### ENTRIES SHOWN ###

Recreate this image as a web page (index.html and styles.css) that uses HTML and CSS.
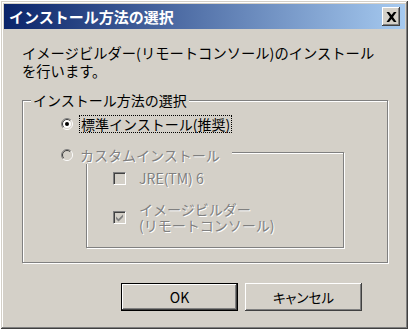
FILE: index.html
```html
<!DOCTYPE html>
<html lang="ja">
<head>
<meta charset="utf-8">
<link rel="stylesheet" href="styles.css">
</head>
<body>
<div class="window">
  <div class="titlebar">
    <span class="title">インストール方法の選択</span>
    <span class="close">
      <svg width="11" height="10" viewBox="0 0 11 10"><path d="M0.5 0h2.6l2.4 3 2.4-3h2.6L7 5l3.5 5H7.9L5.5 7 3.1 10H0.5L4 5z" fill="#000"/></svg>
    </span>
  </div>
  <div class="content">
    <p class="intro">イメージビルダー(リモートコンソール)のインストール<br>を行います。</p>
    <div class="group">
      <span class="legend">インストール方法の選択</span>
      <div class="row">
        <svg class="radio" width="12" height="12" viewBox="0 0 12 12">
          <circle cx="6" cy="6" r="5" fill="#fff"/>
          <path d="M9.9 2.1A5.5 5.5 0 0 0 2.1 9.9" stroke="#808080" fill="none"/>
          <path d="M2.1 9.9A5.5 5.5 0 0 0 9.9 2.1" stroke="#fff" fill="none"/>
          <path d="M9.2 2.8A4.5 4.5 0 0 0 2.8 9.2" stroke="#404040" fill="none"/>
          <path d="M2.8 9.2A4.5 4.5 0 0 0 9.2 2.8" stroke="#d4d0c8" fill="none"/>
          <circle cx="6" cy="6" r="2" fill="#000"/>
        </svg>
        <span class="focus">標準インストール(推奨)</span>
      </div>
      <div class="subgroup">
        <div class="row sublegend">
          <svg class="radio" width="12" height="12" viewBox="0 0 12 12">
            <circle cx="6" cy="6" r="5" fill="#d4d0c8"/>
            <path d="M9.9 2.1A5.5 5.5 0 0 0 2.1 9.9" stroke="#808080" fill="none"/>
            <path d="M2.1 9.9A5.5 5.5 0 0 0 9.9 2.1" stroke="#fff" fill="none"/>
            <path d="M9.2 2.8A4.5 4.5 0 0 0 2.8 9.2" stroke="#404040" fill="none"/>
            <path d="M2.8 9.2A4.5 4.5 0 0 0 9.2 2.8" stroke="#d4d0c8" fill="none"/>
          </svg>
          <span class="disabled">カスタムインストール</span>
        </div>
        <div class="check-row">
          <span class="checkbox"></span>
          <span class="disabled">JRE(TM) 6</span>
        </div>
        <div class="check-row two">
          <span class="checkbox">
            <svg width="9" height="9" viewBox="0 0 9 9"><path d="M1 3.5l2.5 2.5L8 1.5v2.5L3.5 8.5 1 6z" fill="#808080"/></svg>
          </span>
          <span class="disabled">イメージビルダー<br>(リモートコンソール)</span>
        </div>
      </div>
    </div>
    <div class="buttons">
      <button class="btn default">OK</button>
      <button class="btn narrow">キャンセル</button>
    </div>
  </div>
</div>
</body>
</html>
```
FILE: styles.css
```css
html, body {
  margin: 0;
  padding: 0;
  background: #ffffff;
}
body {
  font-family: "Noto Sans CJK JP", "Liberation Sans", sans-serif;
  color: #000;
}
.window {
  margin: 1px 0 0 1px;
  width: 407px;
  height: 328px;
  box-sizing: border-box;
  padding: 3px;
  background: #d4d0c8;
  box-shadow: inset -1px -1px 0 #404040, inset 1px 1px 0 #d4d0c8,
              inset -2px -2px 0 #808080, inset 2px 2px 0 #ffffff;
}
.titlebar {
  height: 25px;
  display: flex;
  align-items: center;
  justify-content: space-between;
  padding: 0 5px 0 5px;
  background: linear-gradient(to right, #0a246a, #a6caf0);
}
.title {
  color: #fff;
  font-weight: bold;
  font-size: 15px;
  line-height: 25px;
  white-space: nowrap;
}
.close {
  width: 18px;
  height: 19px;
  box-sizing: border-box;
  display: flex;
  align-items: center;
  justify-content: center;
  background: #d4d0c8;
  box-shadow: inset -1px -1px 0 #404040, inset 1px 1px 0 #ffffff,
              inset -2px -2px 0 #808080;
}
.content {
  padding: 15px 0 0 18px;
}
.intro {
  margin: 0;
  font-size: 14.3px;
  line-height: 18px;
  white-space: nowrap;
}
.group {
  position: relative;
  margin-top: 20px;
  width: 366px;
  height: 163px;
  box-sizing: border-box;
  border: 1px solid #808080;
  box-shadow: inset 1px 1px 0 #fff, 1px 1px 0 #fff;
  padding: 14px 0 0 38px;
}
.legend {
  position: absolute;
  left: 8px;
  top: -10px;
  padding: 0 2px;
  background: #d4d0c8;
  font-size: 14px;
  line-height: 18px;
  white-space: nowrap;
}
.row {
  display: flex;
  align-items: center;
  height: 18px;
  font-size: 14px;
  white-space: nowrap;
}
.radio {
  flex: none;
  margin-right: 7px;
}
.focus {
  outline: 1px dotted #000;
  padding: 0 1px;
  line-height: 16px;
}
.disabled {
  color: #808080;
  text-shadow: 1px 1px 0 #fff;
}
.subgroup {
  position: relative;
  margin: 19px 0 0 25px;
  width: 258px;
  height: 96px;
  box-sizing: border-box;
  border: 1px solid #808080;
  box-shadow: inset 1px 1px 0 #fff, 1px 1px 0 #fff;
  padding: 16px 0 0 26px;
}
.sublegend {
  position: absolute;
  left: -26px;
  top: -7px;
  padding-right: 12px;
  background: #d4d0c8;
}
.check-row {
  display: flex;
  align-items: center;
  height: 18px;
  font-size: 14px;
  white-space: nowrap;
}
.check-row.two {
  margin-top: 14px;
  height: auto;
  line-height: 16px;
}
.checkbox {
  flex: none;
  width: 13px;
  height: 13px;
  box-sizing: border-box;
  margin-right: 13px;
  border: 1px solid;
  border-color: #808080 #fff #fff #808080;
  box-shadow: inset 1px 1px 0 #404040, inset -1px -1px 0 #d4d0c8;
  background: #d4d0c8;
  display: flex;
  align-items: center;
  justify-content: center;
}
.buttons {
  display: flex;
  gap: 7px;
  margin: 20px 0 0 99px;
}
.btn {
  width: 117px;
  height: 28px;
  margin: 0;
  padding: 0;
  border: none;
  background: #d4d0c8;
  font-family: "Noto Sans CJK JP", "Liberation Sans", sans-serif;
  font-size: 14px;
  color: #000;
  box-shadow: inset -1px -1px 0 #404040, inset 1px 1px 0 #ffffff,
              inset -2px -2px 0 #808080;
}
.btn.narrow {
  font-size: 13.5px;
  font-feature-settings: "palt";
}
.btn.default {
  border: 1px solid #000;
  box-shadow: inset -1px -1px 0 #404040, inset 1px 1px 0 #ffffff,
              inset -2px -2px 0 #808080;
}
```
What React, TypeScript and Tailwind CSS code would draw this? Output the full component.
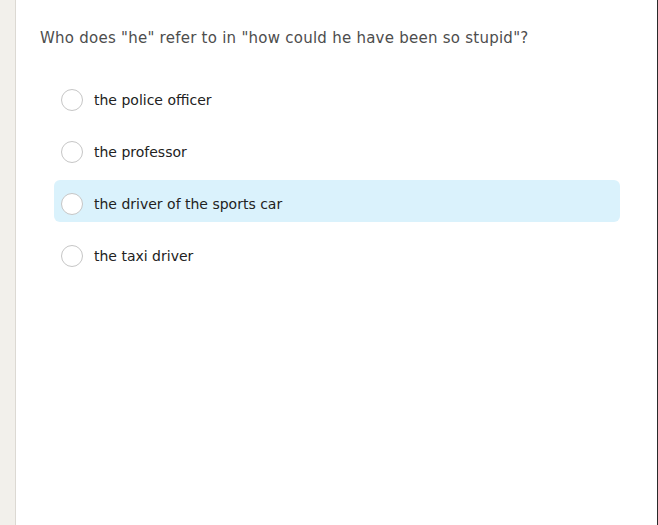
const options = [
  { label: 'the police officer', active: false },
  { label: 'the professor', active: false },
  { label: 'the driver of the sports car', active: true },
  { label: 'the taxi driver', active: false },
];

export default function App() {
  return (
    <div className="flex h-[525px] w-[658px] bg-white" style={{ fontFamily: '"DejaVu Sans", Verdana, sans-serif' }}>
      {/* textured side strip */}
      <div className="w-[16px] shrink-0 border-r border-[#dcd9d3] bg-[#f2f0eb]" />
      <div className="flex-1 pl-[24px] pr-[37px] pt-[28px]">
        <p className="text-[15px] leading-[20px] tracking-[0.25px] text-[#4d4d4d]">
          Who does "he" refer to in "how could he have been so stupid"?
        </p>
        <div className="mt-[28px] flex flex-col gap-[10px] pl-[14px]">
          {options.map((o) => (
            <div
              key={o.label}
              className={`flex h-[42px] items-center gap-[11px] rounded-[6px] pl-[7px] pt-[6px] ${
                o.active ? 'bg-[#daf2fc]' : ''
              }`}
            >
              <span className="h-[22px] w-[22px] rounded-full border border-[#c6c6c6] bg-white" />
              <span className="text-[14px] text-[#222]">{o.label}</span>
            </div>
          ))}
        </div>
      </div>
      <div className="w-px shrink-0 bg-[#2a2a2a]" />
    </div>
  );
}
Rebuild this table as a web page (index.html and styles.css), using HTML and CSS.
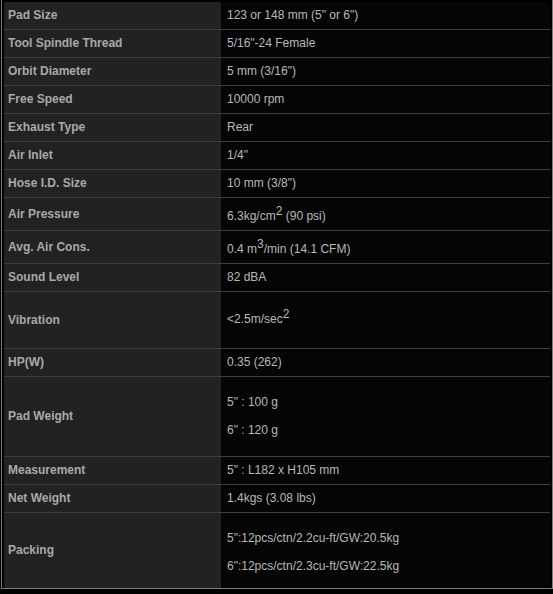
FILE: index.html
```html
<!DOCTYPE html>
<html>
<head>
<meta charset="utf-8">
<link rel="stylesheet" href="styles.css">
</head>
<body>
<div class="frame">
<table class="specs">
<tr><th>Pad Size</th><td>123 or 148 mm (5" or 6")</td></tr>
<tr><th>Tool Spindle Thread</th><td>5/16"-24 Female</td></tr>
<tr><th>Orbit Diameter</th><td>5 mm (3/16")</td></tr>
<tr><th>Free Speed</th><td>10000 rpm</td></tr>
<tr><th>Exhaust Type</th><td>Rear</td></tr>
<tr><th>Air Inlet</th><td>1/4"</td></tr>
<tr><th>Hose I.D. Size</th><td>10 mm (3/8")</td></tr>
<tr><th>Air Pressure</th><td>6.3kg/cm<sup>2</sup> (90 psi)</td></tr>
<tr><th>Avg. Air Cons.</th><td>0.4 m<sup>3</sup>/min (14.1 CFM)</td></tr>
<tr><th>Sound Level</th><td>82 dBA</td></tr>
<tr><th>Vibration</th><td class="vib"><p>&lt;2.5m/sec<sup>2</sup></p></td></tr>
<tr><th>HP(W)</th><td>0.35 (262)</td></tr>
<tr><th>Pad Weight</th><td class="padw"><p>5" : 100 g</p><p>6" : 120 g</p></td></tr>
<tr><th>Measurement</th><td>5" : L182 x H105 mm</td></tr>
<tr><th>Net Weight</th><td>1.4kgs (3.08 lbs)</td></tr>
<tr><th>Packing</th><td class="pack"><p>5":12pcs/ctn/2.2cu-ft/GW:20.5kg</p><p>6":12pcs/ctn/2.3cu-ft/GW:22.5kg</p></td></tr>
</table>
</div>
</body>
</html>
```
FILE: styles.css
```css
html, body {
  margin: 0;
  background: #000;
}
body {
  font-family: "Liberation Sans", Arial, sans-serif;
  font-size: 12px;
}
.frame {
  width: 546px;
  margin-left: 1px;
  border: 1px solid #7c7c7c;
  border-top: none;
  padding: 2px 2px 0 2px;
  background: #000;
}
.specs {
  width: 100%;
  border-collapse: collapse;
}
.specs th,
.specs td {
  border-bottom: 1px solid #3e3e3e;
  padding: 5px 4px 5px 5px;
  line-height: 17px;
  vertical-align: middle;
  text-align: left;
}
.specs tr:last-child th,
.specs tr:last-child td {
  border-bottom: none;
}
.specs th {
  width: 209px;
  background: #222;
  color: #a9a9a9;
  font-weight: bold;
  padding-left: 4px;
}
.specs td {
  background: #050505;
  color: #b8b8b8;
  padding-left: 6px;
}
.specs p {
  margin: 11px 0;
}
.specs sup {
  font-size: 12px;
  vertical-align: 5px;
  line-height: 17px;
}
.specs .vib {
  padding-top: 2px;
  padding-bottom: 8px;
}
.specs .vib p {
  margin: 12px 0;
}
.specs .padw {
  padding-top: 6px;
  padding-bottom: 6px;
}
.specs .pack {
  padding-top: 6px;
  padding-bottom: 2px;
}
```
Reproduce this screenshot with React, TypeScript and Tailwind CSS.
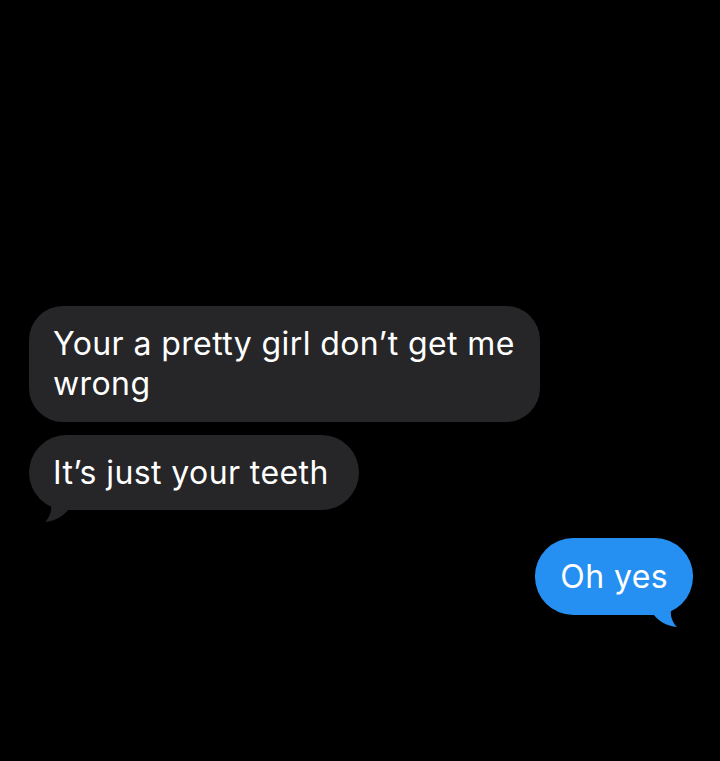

###

(TASK DIRECTIONS) Look through the listing above and count the lines where the string "index" appears. Report the number only.

(PROBLEM SOLUTION) 4